My mind is stuck in a loop trying to working out hardware detection,
retrievers, a shell, and core components.

The boot disk will have at least one working retriever on it.

To setup a different retriever we need to
	1) fetch/install a shell if we dont already have one, to enable
postinst(and other things) to work.
	2) fetch/install hardware detection
	3) possibly fetch/install new kernel modules ?
	4) fetch/install the new fetch method

It would be good to be able to remove the dependency on a shell so it
was optional (non-core) rather than a requirement (core).

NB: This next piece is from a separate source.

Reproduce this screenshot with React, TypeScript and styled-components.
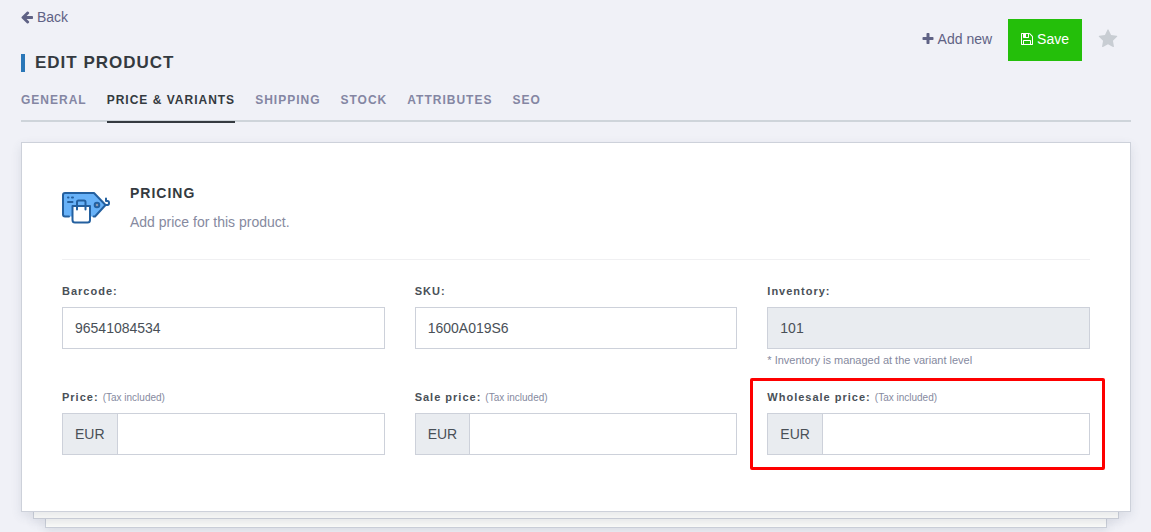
import React from "react";
import styled, { createGlobalStyle, css } from "styled-components";

const GlobalStyle = createGlobalStyle`
  *, *::before, *::after { box-sizing: border-box; }
  body {
    margin: 0;
    background: #f0f1f7;
    color: #495057;
    font-family: "Liberation Sans", Arial, sans-serif;
    font-size: 14px;
    line-height: 20px;
  }
`;

const Page = styled.main`
  padding: 0 20px 4px 21px;
`;

const Header = styled.header`
  display: flex;
  justify-content: space-between;
  align-items: flex-start;
`;

const Heading = styled.div`
  padding-top: 7px;
`;

const IconLink = styled.a`
  display: flex;
  align-items: center;
  gap: 4px;
  color: #5f6285;
  text-decoration: none;
`;

const Title = styled.h1`
  margin: 27px 0 0;
  padding-left: 10px;
  border-left: 4px solid #2a77b8;
  color: #343a40;
  font-size: 17px;
  line-height: 18px;
  letter-spacing: 1px;
  text-transform: uppercase;
`;

const Actions = styled.div`
  display: flex;
  align-items: flex-start;
  gap: 16px;
  padding: 19px 13px 0 0;
  line-height: 40px;
`;

const SaveButton = styled.button`
  display: inline-flex;
  align-items: center;
  gap: 4px;
  height: 42px;
  padding: 0 12px 2px;
  border: 1px solid #24bf0a;
  background: #24bf0a;
  color: #fff;
  font: inherit;
`;

const StarButton = styled.button`
  display: inline-flex;
  align-items: center;
  height: 40px;
  padding: 0;
  border: 0;
  background: none;
  color: #c8cdd3;
`;

const Tabs = styled.nav`
  display: flex;
  gap: 20px;
  height: 32px;
  margin: 18px 0 20px;
  border-bottom: 2px solid #ced4da;
`;

const Tab = styled.a<{ $active?: boolean }>`
  height: 33px;
  border-bottom: 2px solid ${(p) => (p.$active ? "#343a40" : "transparent")};
  color: ${(p) => (p.$active ? "#343a40" : "#8486a3")};
  font-size: 12px;
  font-weight: 700;
  letter-spacing: 1px;
  text-decoration: none;
  text-transform: uppercase;
`;

const Card = styled.section`
  position: relative;
  z-index: 2;
  padding: 40px 40px 56px;
  border: 1px solid #cdd1da;
  background: #fff;
  box-shadow: 0 4px 10px rgba(60, 70, 100, 0.12);
`;

const Sheet = styled.div<{ $depth: number }>`
  position: relative;
  z-index: ${(p) => 2 - p.$depth};
  height: ${(p) => (p.$depth === 1 ? 7 : 9)}px;
  margin: 0 ${(p) => p.$depth * 12}px;
  border: 1px solid #cdd1da;
  border-top: 0;
  background: #fdfdfb;
  box-shadow: 0 4px 10px rgba(60, 70, 100, 0.12);
`;

const SectionHead = styled.div`
  display: flex;
  align-items: center;
  gap: 18px;
  padding-bottom: 27px;
  border-bottom: 1px solid #f0f0f2;
`;

const SectionTitle = styled.h2`
  margin: 0 0 9px;
  color: #343a40;
  font-size: 14px;
  line-height: 20px;
  letter-spacing: 1px;
  text-transform: uppercase;
`;

const SectionText = styled.p`
  margin: 0;
  color: #868aa0;
`;

const Fields = styled.form`
  display: grid;
  grid-template-columns: repeat(3, minmax(0, 1fr));
  gap: 21px 30px;
  margin-top: 23px;
`;

const Field = styled.div<{ $highlight?: boolean }>`
  position: relative;
  ${(p) =>
    p.$highlight &&
    css`
      &::after {
        content: "";
        position: absolute;
        inset: -11px -15px -15px -17px;
        border: 3px solid #fe0000;
        border-radius: 2px;
        pointer-events: none;
      }
    `}
`;

const Label = styled.label`
  display: block;
  margin-bottom: 8px;
  font-size: 11px;
  font-weight: 700;
  line-height: 16px;
  letter-spacing: 1px;
`;

const TaxHint = styled.span`
  color: #868aa0;
  font-size: 10px;
  font-weight: 400;
  line-height: 10px;
  letter-spacing: 0;
`;

const Control = styled.div`
  display: flex;
  height: 42px;
  border: 1px solid #cdd1da;
`;

const Currency = styled.span`
  flex: none;
  padding: 10px 12px;
  border-right: 1px solid #cdd1da;
  background: #e9ecf0;
`;

const TextInput = styled.input`
  flex: 1;
  min-width: 0;
  padding: 0 12px;
  border: 0;
  border-radius: 0;
  outline: 0;
  background: #fff;
  color: #495057;
  font: inherit;
  &:read-only {
    background: #e9ecf0;
  }
`;

const Note = styled.small`
  display: block;
  margin-top: 3px;
  color: #868aa0;
  font-size: 11px;
  line-height: 16px;
`;

const Glyph = ({ d }: { d: string }) => (
  <svg width="12" height="14" viewBox="128 0 1536 1792" fill="currentColor" aria-hidden="true">
    <path d={d} />
  </svg>
);

const ARROW =
  "M1664 896v128q0 53-32.5 90.5t-84.5 37.5h-704l293 294q38 36 38 90t-38 90l-75 76q-37 37-90 37-52 0-91-37l-651-652q-37-37-37-90 0-52 37-91l651-650q38-38 91-38 52 0 90 38l75 74q38 38 38 91t-38 91l-293 293h704q52 0 84.5 37.5t32.5 90.5z";
const PLUS =
  "M1600 736v192q0 40-28 68t-68 28h-416v416q0 40-28 68t-68 28h-192q-40 0-68-28t-28-68v-416h-416q-40 0-68-28t-28-68v-192q0-40 28-68t68-28h416v-416q0-40 28-68t68-28h192q40 0 68 28t28 68v416h416q40 0 68 28t28 68z";
const FLOPPY =
  "M512 1536h768v-384h-768v384zm896 0h128v-896q0-14-10-38.5t-20-34.5l-281-281q-10-10-34-20t-39-10v416q0 40-28 68t-68 28h-576q-40 0-68-28t-28-68v-416h-128v1280h128v-416q0-40 28-68t68-28h832q40 0 68 28t28 68v416zm-384-928v-320q0-13-9.5-22.5t-22.5-9.5h-192q-13 0-22.5 9.5t-9.5 22.5v320q0 13 9.5 22.5t22.5 9.5h192q13 0 22.5-9.5t9.5-22.5zm640 32v928q0 40-28 68t-68 28h-1344q-40 0-68-28t-28-68v-1344q0-40 28-68t68-28h928q40 0 88 20t76 48l280 280q28 28 48 76t20 88z";
const STAR =
  "M1728 647q0 22-26 48l-363 354 86 500q1 7 1 20 0 21-10.5 35.5t-30.5 14.5q-19 0-40-12l-449-236-449 236q-22 12-40 12-21 0-31.5-14.5t-10.5-35.5q0-6 2-20l86-500-364-354q-25-27-25-48 0-37 56-46l502-73 225-455q19-41 49-41t49 41l225 455 502 73q56 9 56 46z";

const PriceTagIcon = () => (
  <svg
    width="50"
    height="33"
    viewBox="1 0 50 33"
    fill="none"
    stroke="#24609f"
    strokeWidth="2"
    strokeLinecap="round"
    strokeLinejoin="round"
    aria-hidden="true"
  >
    <path d="M4 2h29l11.5 12L34 25.5H4q-2 0-2-2V4q0-2 2-2z" fill="#68b2f8" stroke="none" />
    <path d="M8 25.5H4q-2 0-2-2V4q0-2 2-2h29l11.5 12L34 25.5h-1.5" />
    <circle cx="36" cy="14" r="2.3" fill="#8d9bb0" />
    <path d="M44.5 14h2q1.500 0 1.500-2t-1.500-2h-1.500V7.500" />
    <path d="M7 6.500h.5M11 6.500h1M7 11h4.500" />
    <path d="M11.500 15h17.500v14q0 2.500-2.500 2.500h-12.500q-2.500 0-2.500-2.500z" fill="#fff" />
    <path d="M16 18.500V11q0-1.500 1.500-1.500h5.500q1.500 0 1.500 1.500v7.500" />
  </svg>
);

const TABS = ["General", "Price & Variants", "Shipping", "Stock", "Attributes", "SEO"];

const PRICES = [
  { id: "price", label: "Price:" },
  { id: "sale-price", label: "Sale price:" },
  { id: "wholesale-price", label: "Wholesale price:", highlight: true },
];

export default function App() {
  return (
    <Page>
      <GlobalStyle />
      <Header>
        <Heading>
          <IconLink href="#back">
            <Glyph d={ARROW} />
            Back
          </IconLink>
          <Title>Edit product</Title>
        </Heading>
        <Actions>
          <IconLink href="#new">
            <Glyph d={PLUS} />
            Add new
          </IconLink>
          <SaveButton type="submit" form="pricing">
            <Glyph d={FLOPPY} />
            Save
          </SaveButton>
          <StarButton type="button" aria-label="Favourite">
            <svg width="20" height="20" viewBox="0 0 1792 1792" fill="currentColor" aria-hidden="true">
              <path d={STAR} />
            </svg>
          </StarButton>
        </Actions>
      </Header>

      <Tabs>
        {TABS.map((name) => {
          const active = name === "Price & Variants";
          return (
            <Tab key={name} href="#tab" $active={active} aria-current={active ? "page" : undefined}>
              {name}
            </Tab>
          );
        })}
      </Tabs>

      <Card>
        <SectionHead>
          <PriceTagIcon />
          <div>
            <SectionTitle>Pricing</SectionTitle>
            <SectionText>Add price for this product.</SectionText>
          </div>
        </SectionHead>
        <Fields id="pricing">
          <Field>
            <Label htmlFor="barcode">Barcode:</Label>
            <Control>
              <TextInput id="barcode" defaultValue="96541084534" />
            </Control>
          </Field>
          <Field>
            <Label htmlFor="sku">SKU:</Label>
            <Control>
              <TextInput id="sku" defaultValue="1600A019S6" />
            </Control>
          </Field>
          <Field>
            <Label htmlFor="inventory">Inventory:</Label>
            <Control>
              <TextInput id="inventory" defaultValue="101" readOnly />
            </Control>
            <Note>* Inventory is managed at the variant level</Note>
          </Field>
          {PRICES.map(({ id, label, highlight }) => (
            <Field key={id} $highlight={highlight}>
              <Label htmlFor={id}>
                {label} <TaxHint>(Tax included)</TaxHint>
              </Label>
              <Control>
                <Currency>EUR</Currency>
                <TextInput id={id} />
              </Control>
            </Field>
          ))}
        </Fields>
      </Card>
      <Sheet $depth={1} />
      <Sheet $depth={2} />
    </Page>
  );
}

Can we fetch/install a shell as a normal package if we dont already have
a shell ?

Looks like it would take some big changes to avoid having a shell as
core.


> > Its good points;
> > 1) its small, looks like that with libdetect the hardware list is a
> > significant proportion os its total size, ive just ignore things like
> > the cards name, just care about the card PCI id and the kernel module
> > that it needs. Focusing on detecting the hardware required for specific
> > kernel modules, rather than detcting evberything and then mapping it to
> > kernel modules should make it more modular and smaller.
> >
> > 2) libpci is from pci-utilities, its fairly portable, can either use
> > /proc to get pci ids or probe hardware directly, the later making it
> > portable to other OS's
> 
> Another advantage (I may have said this before) is:
> 
> CONFIG_PCI_NAMES
>   By default, the kernel contains a database of all known PCI device
>   names to make the information in /proc/pci, /proc/ioports and
>   similar files comprehensible to the user. This database increases
>   size of the kernel image by about 80KB, but it gets freed after the
>   system boots up, so it doesn't take up kernel memory. Anyway, if you
>   are building an installation floppy or kernel for an embedded system
>   where kernel image size really matters, you can disable this feature
>   and you'll get device ID numbers instead of names.
> 
> An 80k win on the kernel side is *amazing*.
> 
I would think a libdetect based hardware detection program would result
in the same savings, its list is seperate as well as far as i know.